Black noise is a multichannel video project and video installation series that questions what it means to exist within a space subtly shaped by the constant rebuilding and destruction of both culture and land, and asks who gets to tiptoe the line between appreciation and appropriation. 

White noise, although it is taught to us as abstract, calm, passive, quiet, and sophisticated, is in reality something that is loud, destructive, and rebuilds off the backs of the ill-fortunate. Black noise is a revolutionary act. Either seen as a distraction or destruction, when in reality it is loud. The ill-fortunate that exist outside of this white noise exist as a signal of confounding constraints;  constantly pushed down and attacked, yet produce blackness and “black noise”, black art, black music, black culture. “Black noise” is the reality of vibrations that can crack and disrupt culture, and of the “appeasing”, evasive white noise. 

So why is black noise seen as destructive, loud, and harsh while white noise isn’t?

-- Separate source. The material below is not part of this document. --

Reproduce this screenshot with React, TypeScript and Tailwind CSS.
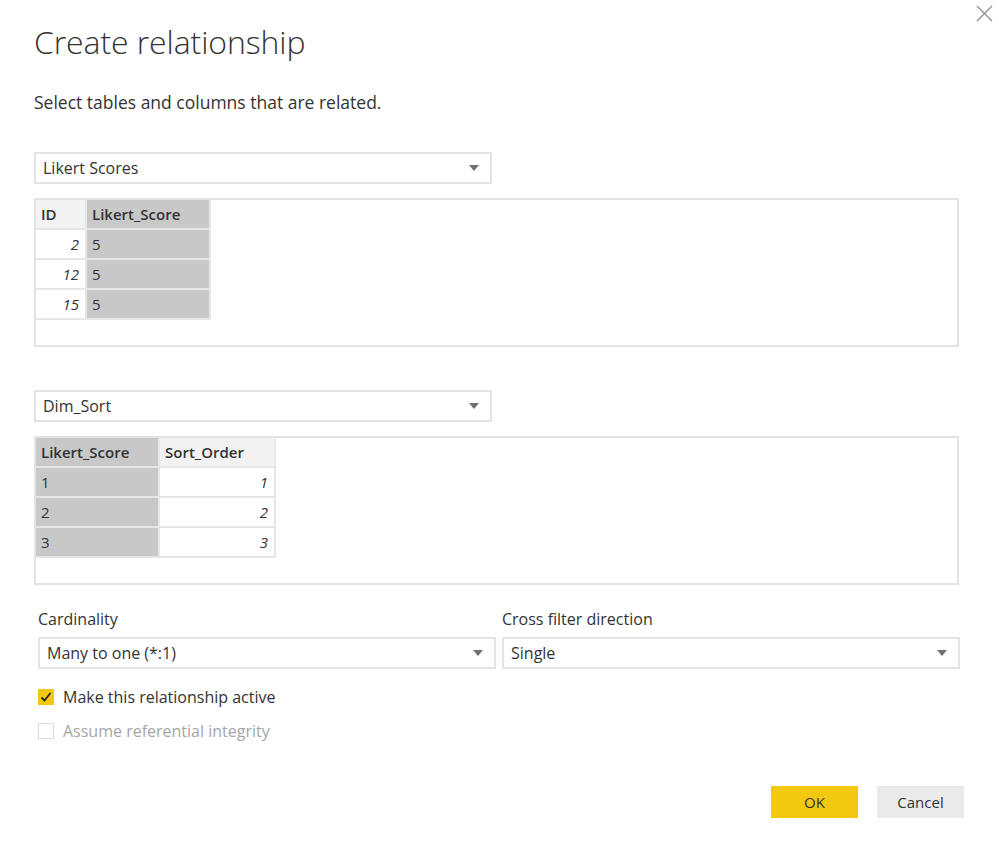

Looking at apartheid South Africa, how do we justify the injustices and atrocities done to the black South Africans, and how do we speak on the continuous benefits and riches that white South Africans achieve even post apartheid, post the destruction, and rebuilding post the continuous deceit and death. Through culture, certain figures are allowed to transcend the barriers between white and black space. Why are some, like David Bowie, allowed to cross over into other cultures and tiptoe the line between appropriation and appreciation? Why can he be allowed to speak on and exist within the black experience? Is it because of his basic acknowledgment of black people as human beings, or an appreciation of the culture more directly? Although he had an appreciation and was able to weave in and out of black culture, he was still a holder of white noise. He held within him the privilege of being able to exist within multiple languages.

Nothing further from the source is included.